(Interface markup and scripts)

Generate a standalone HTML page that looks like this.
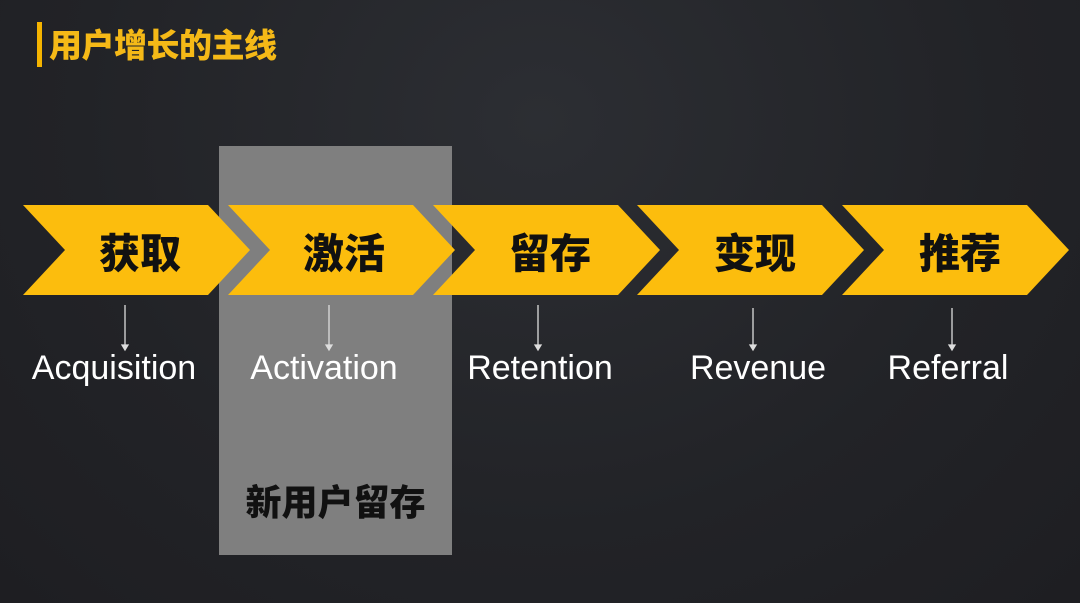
<!DOCTYPE html>
<html><head><meta charset="utf-8"><style>
body{margin:0;width:1080px;height:603px;overflow:hidden;background:radial-gradient(ellipse at 50% 20%,#2c2e33 0%,#222327 60%,#1e1e22 100%);font-family:"Liberation Sans","Noto Sans CJK SC",sans-serif;position:relative}
.a{position:absolute}
.cn{font-family:"Noto Sans CJK SC",sans-serif;font-weight:900;color:#111;font-size:41px;text-align:center;width:200px;line-height:1}
.en{color:#fff;font-size:34px;text-align:center;width:240px;line-height:1}
</style></head><body>
<div class="a" style="left:37px;top:22px;width:5px;height:45px;background:#f5b400"></div>
<div class="a" style="left:49px;top:27px;font-family:'Noto Sans CJK SC',sans-serif;font-weight:900;font-size:33px;color:#f5b917;line-height:1;letter-spacing:-0.5px">用户增长的主线</div>
<div class="a" style="left:219px;top:146px;width:233px;height:409px;background:#7f7f7f"></div>
<svg class="a" style="left:0;top:0" width="1080" height="603">
<g fill="#fcbd0d">
<polygon points="23,205 208,205 250,250 208,295 23,295 65,250"/>
<polygon points="228,205 413,205 455,250 413,295 228,295 270,250"/>
<polygon points="433,205 618,205 660,250 618,295 433,295 475,250"/>
<polygon points="637,205 822,205 864,250 822,295 637,295 679,250"/>
<polygon points="842,205 1027,205 1069,250 1027,295 842,295 884,250"/>
</g>
<g stroke="#ddd" stroke-width="1.3" fill="#ddd">
<line x1="125" y1="305" x2="125" y2="346"/><polygon points="122,345 128,345 125,350"/>
<line x1="329" y1="305" x2="329" y2="346"/><polygon points="326,345 332,345 329,350"/>
<line x1="538" y1="305" x2="538" y2="346"/><polygon points="535,345 541,345 538,350"/>
<line x1="753" y1="308" x2="753" y2="346"/><polygon points="750,345 756,345 753,350"/>
<line x1="952" y1="308" x2="952" y2="346"/><polygon points="949,345 955,345 952,350"/>
</g>
</svg>
<div class="a cn" style="left:40px;top:230px">获取</div>
<div class="a cn" style="left:244px;top:230px">激活</div>
<div class="a cn" style="left:450px;top:230px">留存</div>
<div class="a cn" style="left:655px;top:230px">变现</div>
<div class="a cn" style="left:860px;top:230px">推荐</div>
<div class="a en" style="left:-6px;top:351px">Acquisition</div>
<div class="a en" style="left:204px;top:351px">Activation</div>
<div class="a en" style="left:420px;top:351px">Retention</div>
<div class="a en" style="left:638px;top:351px">Revenue</div>
<div class="a en" style="left:828px;top:351px">Referral</div>
<div class="a" style="left:219px;top:482px;width:233px;text-align:center;font-family:'Noto Sans CJK SC',sans-serif;font-weight:900;font-size:36px;color:#111;line-height:1">新用户留存</div>
</body></html>
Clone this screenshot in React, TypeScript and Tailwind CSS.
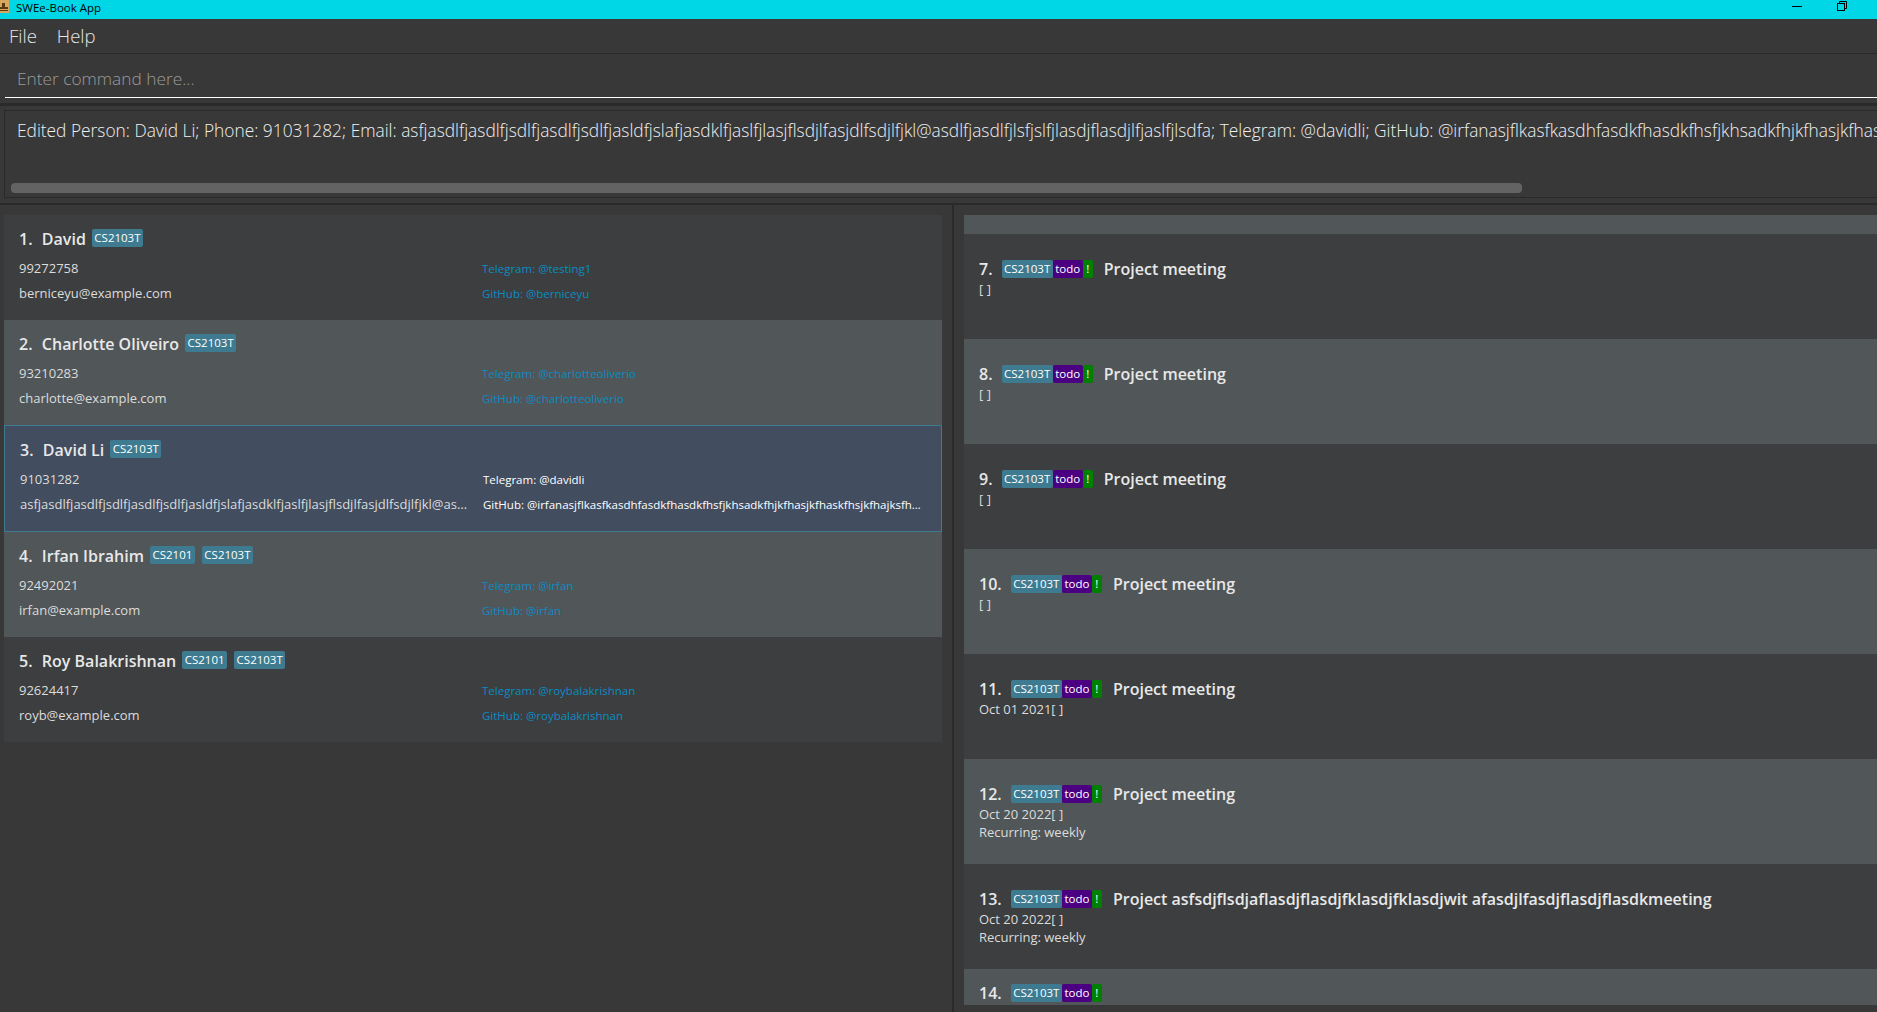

◆ What is asked
Give every line of the material that includes the string "this".

◆ Result below
Generate a standalone HTML page that looks like this.
Clone this screenshot in React, TypeScript and Tailwind CSS.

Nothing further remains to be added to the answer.